11-YEAR SUPPORT KEEPS AUD- NZD IN CHECK
This pair has just completed another bearish wave within a large Pennant setup on the Daily Chart to now settle at the Support area of 1,0615. This Consolidation has been formed following a strong downtrend in favour of the Kiwi, stretching back to March of 2011. It also coincides with a major Support area of 1,0612 being tested for the first time since being formed by a set of Triple Bottoms between 2003 and 2008. Now that the pair has reached this important juncture, we will either see a rally to return to the Resistance of the Pennant or a strong break of the Support to continue the downtrend for the rest of 2014.
The chart below shows us the current position of the pair within the Pennant. Following a short-lived breakout above the Resistance, it U-turned sharply to return inside of the Consolidation, forming a downtrend line in the process.
DAILY CHART
In the next chart, we can see the downtrend that preceded this Pennant which led to the 3-year decline of over 3,000 Pips.
DAILY CHART
We can further appreciate the significance of the current consolidation by looking at the set of Triple Bottoms that were formed over a five year period. When tested for the first time, major Support or Resistance areas such as these usually lead to strong pullbacks or large Consolidations being formed. They can then lead to either a complete reversal in the trend or a breakout that resumes the current direction of the market.
DAILY CHART
So given this overall setup for the pair, what are we likely to see take place in the next few days or weeks? Taking a closer look, we can see that a rally to Resistance would lead to a break of the downtrend line formed while a continuation of the overall downtrend will require a strong break of the Support boundary.
DAILY CHART
One of the risks of trading within Consolidations, however, is that the movements can be very erratic. Sometimes the signals and the trends that follow can be strong and smooth in one direction and then be unexpectedly volatile and risky when going in the other direction. This requires carefully choosing the best signals for entry. A trader should also ensure that there is at least 100 Pips of gains that can be comfortably attained as the smaller the distance between the boundaries the more volatile the trend becomes.
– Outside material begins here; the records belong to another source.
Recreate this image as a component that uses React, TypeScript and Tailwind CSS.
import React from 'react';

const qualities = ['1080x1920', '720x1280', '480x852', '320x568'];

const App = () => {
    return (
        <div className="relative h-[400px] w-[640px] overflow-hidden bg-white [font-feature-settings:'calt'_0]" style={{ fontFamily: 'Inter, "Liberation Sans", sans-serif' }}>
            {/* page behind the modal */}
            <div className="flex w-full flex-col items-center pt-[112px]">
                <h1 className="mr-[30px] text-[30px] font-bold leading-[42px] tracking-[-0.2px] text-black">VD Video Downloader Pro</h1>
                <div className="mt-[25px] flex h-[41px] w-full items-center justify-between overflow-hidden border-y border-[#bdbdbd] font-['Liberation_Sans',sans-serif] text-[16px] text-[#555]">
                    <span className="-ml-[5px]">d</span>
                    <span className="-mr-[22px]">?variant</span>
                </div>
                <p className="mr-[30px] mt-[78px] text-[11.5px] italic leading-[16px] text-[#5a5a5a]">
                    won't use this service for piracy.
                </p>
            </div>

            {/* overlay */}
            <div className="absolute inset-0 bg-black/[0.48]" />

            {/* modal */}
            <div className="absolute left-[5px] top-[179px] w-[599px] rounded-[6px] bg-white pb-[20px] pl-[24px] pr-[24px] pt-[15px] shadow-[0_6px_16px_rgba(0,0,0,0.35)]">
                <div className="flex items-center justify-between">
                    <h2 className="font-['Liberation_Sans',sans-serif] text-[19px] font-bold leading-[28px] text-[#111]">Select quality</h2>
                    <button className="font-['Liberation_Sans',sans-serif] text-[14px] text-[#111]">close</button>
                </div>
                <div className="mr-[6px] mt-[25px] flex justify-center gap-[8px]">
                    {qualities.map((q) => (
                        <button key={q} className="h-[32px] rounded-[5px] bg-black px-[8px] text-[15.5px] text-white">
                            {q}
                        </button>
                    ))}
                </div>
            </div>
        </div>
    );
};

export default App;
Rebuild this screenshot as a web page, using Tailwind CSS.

Breakouts from these boundaries also have to be careful analyzed to avoid unexpected reversals- the dreaded False Breakouts. Given the size of this Consolidation, a breakout should be preceded by the formation of a setup such as a smaller Consolidation or a Counter Trend Line. Both can be formed within the boundary or shortly after it is broken. This becomes increasingly necessary when the currency pair is close to or has reached its Weekly or Monthly Range as is the case here, since False Breakouts tend to appear at these areas if there aren't any of these breakout setups- the main reason for the False Breakout at Resistance.